Parmi les exigences du procès équitable protégées par la Convention européenne des droits de l’homme, figure le droit pour tout justiciable à ce que sa cause soit entendue dans un délai raisonnable.

Or les procédures s’étalant sur près d’une décennie entre la première instance et la cassation ne sont pas rares dans notre pays. C’est pourquoi la France est régulièrement condamnée pour non-respect du délai raisonnable par la Cour européenne des droits de l’homme. Cette lenteur de la justice est d’autant plus inquiétante qu’elle porte généralement préjudice aux justiciables les plus fragiles, ce que bien sûr nous ne pouvons tolérer.

Mes chers collègues, si le groupe UDI comprend l’objectif de cette proposition de loi, il considère néanmoins que celle-ci n’aborde pas le problème sous le bon angle. Plutôt que de se limiter à ce seul cas particulier, nous souhaitons que soit engagé un chantier véritablement ambitieux sur la réduction des délais de justice en France.

En effet, les dysfonctionnements de la justice responsables du désarroi des professionnels, des citoyens et des justiciables sont de plus en plus nombreux. Nous sommes aujourd’hui face à un service public de la justice qui ne dispose plus des capacités d’absorption suffisantes pour répondre aux exigences d’une société en pleine judiciarisation. Nous sommes face à une justice jugée complexe, illisible, dont l’usage est difficile et parfois incohérent. Nous sommes face à une défense à deux vitesses et à une réelle inégalité en matière d’accès au droit.

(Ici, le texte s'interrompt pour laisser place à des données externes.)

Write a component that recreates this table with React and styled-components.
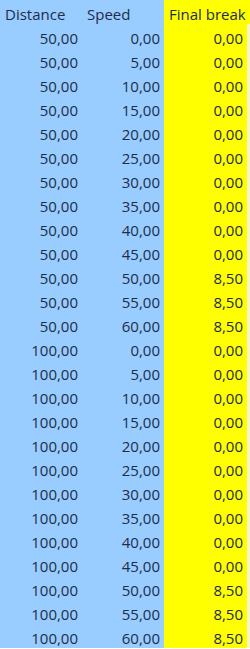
import React from "react";
import styled, { createGlobalStyle } from "styled-components";

const Global = createGlobalStyle`
  html, body { margin: 0; padding: 0; background: #ffffff; }
  body { width: 250px; height: 649px; overflow: hidden; }
`;

const Sheet = styled.div`
  display: grid;
  grid-template-columns: 82px 82px 83px 3px;
  grid-auto-rows: 24px;
  width: 250px;
  font-family: "Open Sans", "Liberation Sans", sans-serif;
  font-size: 15px;
  color: #1d2d4a;
  overflow: hidden;
`;

const Cell = styled.div`
  background: ${(p) => (p.$tone === "yellow" ? "#ffff00" : p.$tone === "edge" ? "#f6f6cc" : "#99ccff")};
  display: flex;
  align-items: center;
  justify-content: ${(p) => (p.$head ? "flex-start" : "flex-end")};
  padding: ${(p) => (p.$head ? "4px 0 0 5px" : "4px 4px 0 0")};
  white-space: nowrap;
  overflow: ${(p) => (p.$overflow ? "visible" : "hidden")};
  line-height: 1;
`;

const fmt = (n) => n.toFixed(2).replace(".", ",");

const speeds = [0, 5, 10, 15, 20, 25, 30, 35, 40, 45, 50, 55, 60];
const rows = [50, 100].flatMap((d) =>
  speeds.map((s) => ({ d, s, f: s >= 50 ? 8.5 : 0 }))
);

export default function App() {
  return (
    <>
      <Global />
      <Sheet>
        <Cell $head>Distance</Cell>
        <Cell $head>Speed</Cell>
        <Cell $head $tone="yellow" $overflow>Final break</Cell>
        <Cell $tone="yellow" />
        {rows.map((r, i) => (
          <React.Fragment key={i}>
            <Cell>{fmt(r.d)}</Cell>
            <Cell>{fmt(r.s)}</Cell>
            <Cell $tone="yellow">{fmt(r.f)}</Cell>
            <Cell $tone="edge" />
          </React.Fragment>
        ))}
      </Sheet>
    </>
  );
}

Ce dont nous avons besoin, c’est repenser la justice dans sa totalité, en prenant en compte l’ensemble des acteurs de notre système judiciaire et l’ensemble des problématiques qui l’entourent, de manière à améliorer le fonctionnement de cette institution tout en préservant son indépendance.

Sur un sujet aussi fondamental, nous ne pouvons pas nous en tenir à des améliorations à la marge, à des réformes de procédure. C’est pourquoi sereinement, mais de façon déterminée, le groupe UDI appelle le Gouvernement à se saisir de ce sujet sans plus tarder.